An inquiry commission set up the Uttar Pradesh government and approved by the Supreme Court has said that there is no evidence of wrongdoing by the police in the killing of gangster Vikas Dubey. The inquiry commission said that no one came forward with any evidence against the police.
The Justice BS Chauhan inquiry commission said that there is no material evidence available to rebut the police version of the encounter. The three-member inquiry panel added that there is sufficient material to support it.
Dubey was arrested in July last year. Vikas, named in nearly 60 cases, was nabbed after he was spotted at the Mahakaleshwar temple in Ujjain. Dubey was on the run after he set up an ambush outside his home in Bikru village of Kanpur where eight policemen lost their lives. During the raid, eight police personnel, including a Deputy Superintendent of Police and three Sub-Inspectors, were killed.

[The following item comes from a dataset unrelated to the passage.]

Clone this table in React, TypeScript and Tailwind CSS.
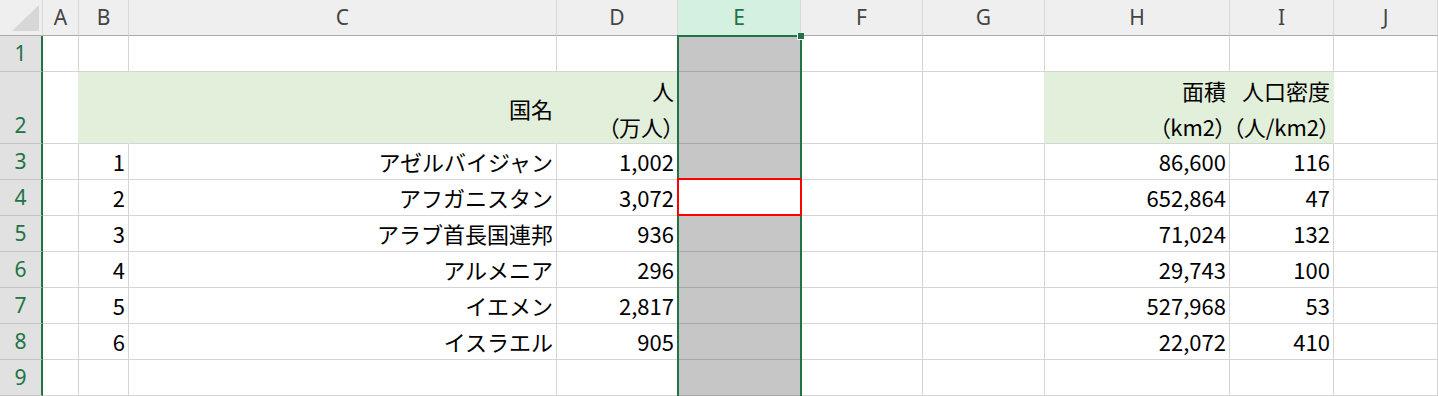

Dubey was being brought back to Uttar Pradesh by the police when he was shot dead. According to the version submitted by police, the car in which Dubey was traveling flipped and he snatched a cop's gun. He then tried to escape and opened fire when cops shot him.
The inquiry commission submitted its report to the Uttar Pradesh government on Monday after eight months of intense yet futile search for independent witnesses who could give a version that was different from the police narrative about the encounter killings. The report is in the process of being filed in the Supreme Court.
Earlier, the UP government had set up an Special Investigation Team (SIT) to probe the role of police personnel in the Bikru carnage. The SIT had found that over 50 police personnel had a nexus with Vikas Dubey.